SPACs are called blank checks because they raise cash from investors through an initial public offering with the goal of buying a private business that’s not yet identified. At first glance, they might seem an unlikely source of comfort to credit investors, who prefer hard data about cash flow over gauzy promises of future profits.

Some SPACs have suffered recently in part because of concerns about the quality of the companies they’ve targeted. An index of SPACs that completed mergers is down more than 60% over the past year. 

But back when the WeWork deal surfaced in January 2021, unsecured bonds for the office-sharing company soared from less than 80 cents on the dollar to full face value in less than three months. (They’ve pulled back since then amid recent market turmoil.) Some of Allied’s secured notes and unsecured junk bonds rose after news of its potential deal broke earlier in February; PetSmart’s bonds also posted modest gains following the January disclosure.

Track Records

What’s more, some of targets have track records or hard assets. PetSmart is the biggest pet retailer with about 1,650 stores in North America. Allied says its security business generates global revenue of $18 billion from about 85 countries. WeWork’s troubled history includes its disastrous over-expansion, but the overhauled business has about 912,000 workstations across 38 countries.

“The SPAC’s cash can be used for a combination of growth capital and to de-lever the target’s balance sheet, which is generally beneficial in cases when the target is being sold by a private-equity firm, which typically manage their companies with high leverage,” said Michael Broudo, an event-driven equities analyst at Oppenheimer & Co.

Data-center firm Cyxtera Technologies Inc., which went public via a SPAC, did just that when it used a chunk of the $493 million raised through its merger to pay down existing debt. Cyxtera carried about $900 million in long-term debt as of Sept. 30, down from about $1.31 billion at the end of 2020.

It helps that publicly traded companies are often held to a higher standard than those that operate in the shadows of the private arena, analysts and investors said.

“You’ve got public market investors that place a value on a daily basis,” said John McClain, a high-yield portfolio manager at Brandywine Global Investment Management. “There is intraday mark-to-market as opposed to private equity mark-to-make-believe.”

Cashing Out 

Sometimes bondholders can redeem notes at a premium to current prices if a change of control clause is breached. While the structure of some SPAC mergers make that unlikely for cases like Allied, Hallock sees benefits from the public market regardless because of the added cash cushion.

How much cash a merger brings is less certain than it was at the height of the SPAC bubble.
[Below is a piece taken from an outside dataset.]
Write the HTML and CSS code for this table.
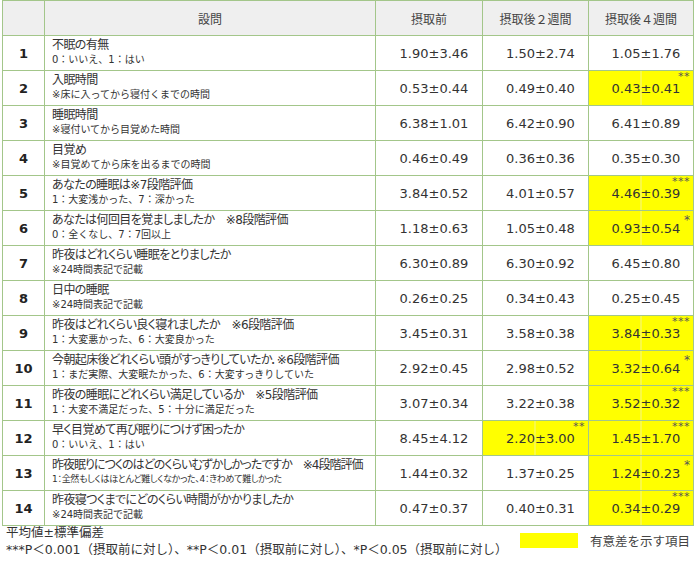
FILE: index.html
```html
<!DOCTYPE html>
<html lang="ja">
<head>
<meta charset="utf-8">
<link rel="stylesheet" href="styles.css">
</head>
<body>
<div class="page">
<table class="tbl">
  <colgroup>
    <col class="c-no"><col class="c-q"><col class="c-v"><col class="c-v2"><col class="c-v3">
  </colgroup>
  <thead>
    <tr><th></th><th>設問</th><th>摂取前</th><th>摂取後２週間</th><th>摂取後４週間</th></tr>
  </thead>
  <tbody>
    <tr><td class="no">1</td><td class="q"><div class="m">不眠の有無</div><div class="s">0：いいえ、1：はい</div></td><td class="v">1.90±3.46</td><td class="v">1.50±2.74</td><td class="v">1.05±1.76</td></tr>
    <tr><td class="no">2</td><td class="q"><div class="m">入眠時間</div><div class="s">※床に入ってから寝付くまでの時間</div></td><td class="v">0.53±0.44</td><td class="v">0.49±0.40</td><td class="v y">0.43±0.41<span class="ast">**</span></td></tr>
    <tr><td class="no">3</td><td class="q"><div class="m">睡眠時間</div><div class="s">※寝付いてから目覚めた時間</div></td><td class="v">6.38±1.01</td><td class="v">6.42±0.90</td><td class="v">6.41±0.89</td></tr>
    <tr><td class="no">4</td><td class="q"><div class="m">目覚め</div><div class="s">※目覚めてから床を出るまでの時間</div></td><td class="v">0.46±0.49</td><td class="v">0.36±0.36</td><td class="v">0.35±0.30</td></tr>
    <tr><td class="no">5</td><td class="q"><div class="m">あなたの睡眠は※7段階評価</div><div class="s">1：大変浅かった、7：深かった</div></td><td class="v">3.84±0.52</td><td class="v">4.01±0.57</td><td class="v y">4.46±0.39<span class="ast">***</span></td></tr>
    <tr><td class="no">6</td><td class="q"><div class="m">あなたは何回目を覚ましましたか　※8段階評価</div><div class="s">0：全くなし、7：7回以上</div></td><td class="v">1.18±0.63</td><td class="v">1.05±0.48</td><td class="v y">0.93±0.54<span class="ast one">*</span></td></tr>
    <tr><td class="no">7</td><td class="q"><div class="m">昨夜はどれくらい睡眠をとりましたか</div><div class="s">※24時間表記で記載</div></td><td class="v">6.30±0.89</td><td class="v">6.30±0.92</td><td class="v">6.45±0.80</td></tr>
    <tr><td class="no">8</td><td class="q"><div class="m">日中の睡眠</div><div class="s">※24時間表記で記載</div></td><td class="v">0.26±0.25</td><td class="v">0.34±0.43</td><td class="v">0.25±0.45</td></tr>
    <tr><td class="no">9</td><td class="q"><div class="m">昨夜はどれくらい良く寝れましたか　※6段階評価</div><div class="s">1：大変悪かった、6：大変良かった</div></td><td class="v">3.45±0.31</td><td class="v">3.58±0.38</td><td class="v y">3.84±0.33<span class="ast">***</span></td></tr>
    <tr><td class="no">10</td><td class="q"><div class="m">今朝起床後どれくらい頭がすっきりしていたか．※6段階評価</div><div class="s">1：まだ実際、大変眠たかった、6：大変すっきりしていた</div></td><td class="v">2.92±0.45</td><td class="v">2.98±0.52</td><td class="v y">3.32±0.64<span class="ast one">*</span></td></tr>
    <tr><td class="no">11</td><td class="q"><div class="m">昨夜の睡眠にどれくらい満足しているか　※5段階評価</div><div class="s">1：大変不満足だった、5：十分に満足だった</div></td><td class="v">3.07±0.34</td><td class="v">3.22±0.38</td><td class="v y">3.52±0.32<span class="ast">***</span></td></tr>
    <tr><td class="no">12</td><td class="q"><div class="m">早く目覚めて再び眠りにつけず困ったか</div><div class="s">0：いいえ、1：はい</div></td><td class="v">8.45±4.12</td><td class="v y">2.20±3.00<span class="ast">**</span></td><td class="v y">1.45±1.70<span class="ast">***</span></td></tr>
    <tr><td class="no">13</td><td class="q"><div class="m tight">昨夜眠りにつくのはどのくらいむずかしかったですか　※4段階評価</div><div class="s small">1：全然もしくはほとんど難しくなかった、4：きわめて難しかった</div></td><td class="v">1.44±0.32</td><td class="v">1.37±0.25</td><td class="v y">1.24±0.23<span class="ast one">*</span></td></tr>
    <tr><td class="no">14</td><td class="q"><div class="m">昨夜寝つくまでにどのくらい時間がかかりましたか</div><div class="s">※24時間表記で記載</div></td><td class="v">0.47±0.37</td><td class="v">0.40±0.31</td><td class="v y">0.34±0.29<span class="ast">***</span></td></tr>
  </tbody>
</table>
<div class="foot">
  <div class="notes">
    <div>平均値±標準偏差</div>
    <div>***P＜0.001（摂取前に対し）、**P＜0.01（摂取前に対し）、*P＜0.05（摂取前に対し）</div>
  </div>
  <div class="legend"><span class="swatch"></span><span class="ltext">有意差を示す項目</span></div>
</div>
</div>
</body>
</html>
```

FILE: styles.css
```css
html, body {
  margin: 0;
  padding: 0;
  background: #ffffff;
}
.page {
  width: 700px;
  padding-left: 2px;
  box-sizing: border-box;
  font-family: "DejaVu Sans", "Noto Sans CJK JP", sans-serif;
  color: #333333;
}
.tbl {
  border-collapse: collapse;
  table-layout: fixed;
  width: 691px;
}
.c-no { width: 42px; }
.c-q { width: 331px; }
.c-v { width: 107px; }
.c-v2 { width: 106px; }
.c-v3 { width: 105px; }
.tbl th, .tbl td {
  border: 1px solid #a3c68a;
  padding: 0;
  height: 34px;
  box-sizing: border-box;
}
.tbl thead tr { height: 35px; }
.tbl tbody tr { height: 35px; }
.tbl th {
  background: #efefef;
  font-family: "Noto Sans CJK JP", sans-serif;
  font-weight: normal;
  font-size: 12px;
  text-align: center;
  color: #444;
}
.no {
  text-align: center;
  font-weight: bold;
  font-size: 13px;
  color: #222;
}
.q {
  padding-left: 7px !important;
  white-space: nowrap;
  overflow: hidden;
}
.m {
  font-size: 12px;
  letter-spacing: -0.6px;
  line-height: 15px;
  color: #333;
  font-feature-settings: "palt";
}
.m.tight {
  letter-spacing: -1px;
}
.s {
  font-size: 10px;
  line-height: 13px;
  color: #333;
  padding-bottom: 2px;
}
.s.small {
  font-size: 9px;
  letter-spacing: -0.3px;
  font-feature-settings: "palt";
}
.v {
  text-align: center;
  padding-left: 10px !important;
  font-size: 13px;
  color: #333;
  position: relative;
}
.y {
  background: linear-gradient(to right, #ffff00 0, #ffff00 calc(50% - 1px), #f4f48a calc(50% - 1px), #f4f48a 50%, #ffff00 50%, #ffff00 100%);
}
.ast {
  position: absolute;
  right: 3px;
  top: 1px;
  font-size: 11px;
  line-height: 9px;
  letter-spacing: 0.5px;
  color: #555;
}
.ast.one {
  top: 5px;
  font-size: 12px;
  letter-spacing: 0;
}
.foot {
  display: flex;
  justify-content: space-between;
  align-items: center;
  width: 691px;
}
.notes {
  font-size: 12.5px;
  line-height: 17px;
  color: #333;
  padding-left: 4px;
  margin-top: -2px;
}
.legend {
  display: flex;
  align-items: center;
  gap: 12px;
  padding-right: 3px;
  margin-top: -4px;
}
.swatch {
  display: inline-block;
  width: 58px;
  height: 15px;
  background: #ffff00;
}
.ltext {
  font-family: "Noto Sans CJK JP", sans-serif;
  font-size: 12.5px;
  color: #444;
}
```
That’s because SPACs permit holders to redeem their shares if they don’t like the target that management picks.

Some short-term investors are using this to make a quick buck by buying the shares at a discount to the redemption price and turning them in after a deal is announced. This leaves less capital for the merged company, and with enthusiasm for SPACs waning, redemption rates in February were hovering near 90%, according to analytics firm Boardroom Alpha. 

For blank-check investors looking at PE-backed firms, it’s buyer beware, according to Brandywine’s McClain. 

“If you’re an investor staring across the table from private equity trying to go public via SPAC, you certainly should have a lot of questions and want to dig into the disclosures,” he said.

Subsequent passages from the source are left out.